A cheaper but equally as important piece of equipment is the instamatic camera, which is frequently given to dermatology patients, so they can take pictures to show how wounds are healing.

This space-age approach to health care appears to be straight from the pages of Gene Roddenbury's Star Trek. However, instead of patients being "beamed up" to another dimension, health data including photographs are electronically transmitted, or in some cases, mailed to health care providers.

What was impossible a few years ago, is now possible today thanks to computers, the Internet, digital cameras and other more sophisticated technology.

HHome-based Health Care Aids Florida Veterans

Three years ago in Florida, VA implemented its Community Care Coordination Service (CCCS), which provides home care services to patients with chronic health care problems using the Internet, telephone and telemedicine.

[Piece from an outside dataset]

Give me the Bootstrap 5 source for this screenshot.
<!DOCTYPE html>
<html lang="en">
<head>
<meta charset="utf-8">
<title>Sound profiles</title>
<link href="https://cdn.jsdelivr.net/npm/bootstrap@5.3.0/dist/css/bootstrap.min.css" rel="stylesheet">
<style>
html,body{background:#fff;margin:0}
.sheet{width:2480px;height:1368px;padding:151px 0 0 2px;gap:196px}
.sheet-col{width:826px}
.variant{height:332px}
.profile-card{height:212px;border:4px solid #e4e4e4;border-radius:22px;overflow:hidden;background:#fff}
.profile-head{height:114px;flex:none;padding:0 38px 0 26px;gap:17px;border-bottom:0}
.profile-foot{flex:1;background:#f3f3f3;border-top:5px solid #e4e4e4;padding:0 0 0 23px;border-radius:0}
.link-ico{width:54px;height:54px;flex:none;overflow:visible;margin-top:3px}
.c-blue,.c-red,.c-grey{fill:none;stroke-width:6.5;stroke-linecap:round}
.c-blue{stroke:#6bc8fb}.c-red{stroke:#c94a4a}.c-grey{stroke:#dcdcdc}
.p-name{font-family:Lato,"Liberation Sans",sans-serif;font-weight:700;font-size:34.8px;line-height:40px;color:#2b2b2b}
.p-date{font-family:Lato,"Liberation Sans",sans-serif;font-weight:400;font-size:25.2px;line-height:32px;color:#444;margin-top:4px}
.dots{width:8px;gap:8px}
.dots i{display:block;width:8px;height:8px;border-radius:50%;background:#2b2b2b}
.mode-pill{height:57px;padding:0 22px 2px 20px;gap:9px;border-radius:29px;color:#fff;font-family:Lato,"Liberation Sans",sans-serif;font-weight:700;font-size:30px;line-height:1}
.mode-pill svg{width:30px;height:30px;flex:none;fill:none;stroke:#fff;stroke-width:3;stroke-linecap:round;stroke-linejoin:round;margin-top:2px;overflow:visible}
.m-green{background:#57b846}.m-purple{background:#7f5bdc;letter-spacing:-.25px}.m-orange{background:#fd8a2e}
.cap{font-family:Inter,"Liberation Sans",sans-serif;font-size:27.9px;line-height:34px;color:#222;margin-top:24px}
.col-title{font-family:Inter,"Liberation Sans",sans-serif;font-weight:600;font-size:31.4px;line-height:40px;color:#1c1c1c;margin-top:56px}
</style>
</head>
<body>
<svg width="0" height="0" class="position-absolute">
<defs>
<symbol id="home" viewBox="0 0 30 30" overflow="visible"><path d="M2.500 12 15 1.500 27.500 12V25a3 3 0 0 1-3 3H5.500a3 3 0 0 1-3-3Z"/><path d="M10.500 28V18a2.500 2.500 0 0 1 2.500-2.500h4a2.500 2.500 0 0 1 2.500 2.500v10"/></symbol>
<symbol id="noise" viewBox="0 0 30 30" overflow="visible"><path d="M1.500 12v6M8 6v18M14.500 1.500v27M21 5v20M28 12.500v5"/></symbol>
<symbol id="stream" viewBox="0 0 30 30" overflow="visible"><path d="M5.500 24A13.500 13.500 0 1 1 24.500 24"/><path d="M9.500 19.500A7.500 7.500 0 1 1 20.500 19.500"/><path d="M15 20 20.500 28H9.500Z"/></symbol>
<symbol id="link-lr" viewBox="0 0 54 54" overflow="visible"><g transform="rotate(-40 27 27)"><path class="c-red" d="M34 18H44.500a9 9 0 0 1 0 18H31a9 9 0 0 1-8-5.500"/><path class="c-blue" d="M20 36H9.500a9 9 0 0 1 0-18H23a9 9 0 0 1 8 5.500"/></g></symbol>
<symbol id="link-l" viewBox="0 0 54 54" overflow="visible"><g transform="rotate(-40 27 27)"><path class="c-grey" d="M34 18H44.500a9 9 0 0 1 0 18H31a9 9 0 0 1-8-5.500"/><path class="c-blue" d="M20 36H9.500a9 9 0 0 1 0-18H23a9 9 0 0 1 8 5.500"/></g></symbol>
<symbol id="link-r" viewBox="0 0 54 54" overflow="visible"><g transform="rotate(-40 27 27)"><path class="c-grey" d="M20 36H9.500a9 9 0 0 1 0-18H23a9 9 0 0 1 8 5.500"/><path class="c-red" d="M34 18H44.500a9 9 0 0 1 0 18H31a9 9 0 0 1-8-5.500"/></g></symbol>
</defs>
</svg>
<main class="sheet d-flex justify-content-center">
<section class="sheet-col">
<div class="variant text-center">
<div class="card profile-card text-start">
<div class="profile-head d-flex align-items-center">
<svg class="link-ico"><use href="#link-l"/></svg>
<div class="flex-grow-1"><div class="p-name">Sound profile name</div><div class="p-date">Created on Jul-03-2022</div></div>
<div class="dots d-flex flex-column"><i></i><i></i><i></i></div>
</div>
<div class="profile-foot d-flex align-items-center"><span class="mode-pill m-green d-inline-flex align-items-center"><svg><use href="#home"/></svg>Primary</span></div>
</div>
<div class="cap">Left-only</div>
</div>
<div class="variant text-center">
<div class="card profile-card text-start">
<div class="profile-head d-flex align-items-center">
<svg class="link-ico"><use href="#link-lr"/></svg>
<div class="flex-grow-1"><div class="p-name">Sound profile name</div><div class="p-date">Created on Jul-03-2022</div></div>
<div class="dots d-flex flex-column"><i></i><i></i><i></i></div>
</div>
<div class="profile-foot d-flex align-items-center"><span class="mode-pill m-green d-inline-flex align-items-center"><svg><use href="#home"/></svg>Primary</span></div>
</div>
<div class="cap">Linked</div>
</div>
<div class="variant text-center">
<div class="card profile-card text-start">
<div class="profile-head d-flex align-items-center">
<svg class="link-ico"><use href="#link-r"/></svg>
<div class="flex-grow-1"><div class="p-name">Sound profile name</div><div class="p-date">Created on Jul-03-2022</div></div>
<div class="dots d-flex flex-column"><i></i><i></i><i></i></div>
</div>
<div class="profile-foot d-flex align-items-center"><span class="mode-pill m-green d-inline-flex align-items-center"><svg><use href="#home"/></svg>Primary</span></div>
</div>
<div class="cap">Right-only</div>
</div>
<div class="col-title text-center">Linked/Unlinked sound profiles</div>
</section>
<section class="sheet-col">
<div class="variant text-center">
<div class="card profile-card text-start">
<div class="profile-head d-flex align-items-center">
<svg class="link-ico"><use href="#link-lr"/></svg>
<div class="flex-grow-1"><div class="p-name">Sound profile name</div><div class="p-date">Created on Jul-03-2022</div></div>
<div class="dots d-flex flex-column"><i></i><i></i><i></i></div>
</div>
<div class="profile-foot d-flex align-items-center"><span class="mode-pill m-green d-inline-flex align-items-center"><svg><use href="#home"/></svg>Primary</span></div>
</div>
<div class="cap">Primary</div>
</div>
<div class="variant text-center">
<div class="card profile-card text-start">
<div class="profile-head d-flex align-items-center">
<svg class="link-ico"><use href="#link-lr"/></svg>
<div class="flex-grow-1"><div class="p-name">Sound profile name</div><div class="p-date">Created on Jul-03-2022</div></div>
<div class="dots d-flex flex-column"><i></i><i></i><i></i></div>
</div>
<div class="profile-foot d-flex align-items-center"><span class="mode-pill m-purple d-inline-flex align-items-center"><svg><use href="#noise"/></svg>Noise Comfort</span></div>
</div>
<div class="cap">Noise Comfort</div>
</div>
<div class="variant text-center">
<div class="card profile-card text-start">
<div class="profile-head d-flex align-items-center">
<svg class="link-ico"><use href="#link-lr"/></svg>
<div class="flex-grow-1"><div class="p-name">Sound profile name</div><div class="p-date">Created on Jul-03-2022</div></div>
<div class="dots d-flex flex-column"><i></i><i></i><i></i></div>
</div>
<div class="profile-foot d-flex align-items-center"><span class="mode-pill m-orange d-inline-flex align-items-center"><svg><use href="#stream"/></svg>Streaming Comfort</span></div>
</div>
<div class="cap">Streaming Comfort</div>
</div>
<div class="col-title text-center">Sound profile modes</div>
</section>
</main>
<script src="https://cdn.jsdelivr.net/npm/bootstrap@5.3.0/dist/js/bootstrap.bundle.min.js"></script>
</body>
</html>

Since April 2000, more than 2,100 veterans have enrolled in the program and by December 2004, VA expects that number to jump to over 17,000 veterans as VA expands the program to other networks. One veteran said the program gives him a sense of security that he didn't have before.

The CCCS program is definitely making a difference. Four hundred veterans with chronic health problems - currently enrolled in the program - have not had to be hospitalized in the past two years thanks to this revolutionary program.

Nationwide VA conducts more than 350,000 consultations annually using telemedicine. By using interactive technology such as telemedicine to coordinate health care and monitor veterans in a home setting, we can significantly reduce hospitalizations, emergency room visits and prescription drug requirements, while providing veterans with a more rewarding quality of life and greater functional independence.

Another program that is slated to start this fall is VA's HealtheVet initiative, which allows veterans to access their medical records through a secure on-line connection with a VA hospital. Concerned about privacy and confidentially issues, VA is taking the necessary precautions to safeguard the system.

VA's experimentation with telemedicine and telehealth has led to the development of teleradiology and a filmless radiology archival and communications system known as PACS. The days of hand carrying x-rays from one clinic to another may soon be a thing of the past with this new technology that replaces processed films with digital images. These digital images are downloaded into computers and can be sent electronically to other VA hospital computers.

VA continues to expand its telemedicine and telehealth horizons in an effort to meet the changing health care needs of the millions of veterans who receive health care at VA hospitals nationwide.

As the world of technology changes, so does the world of VA health care.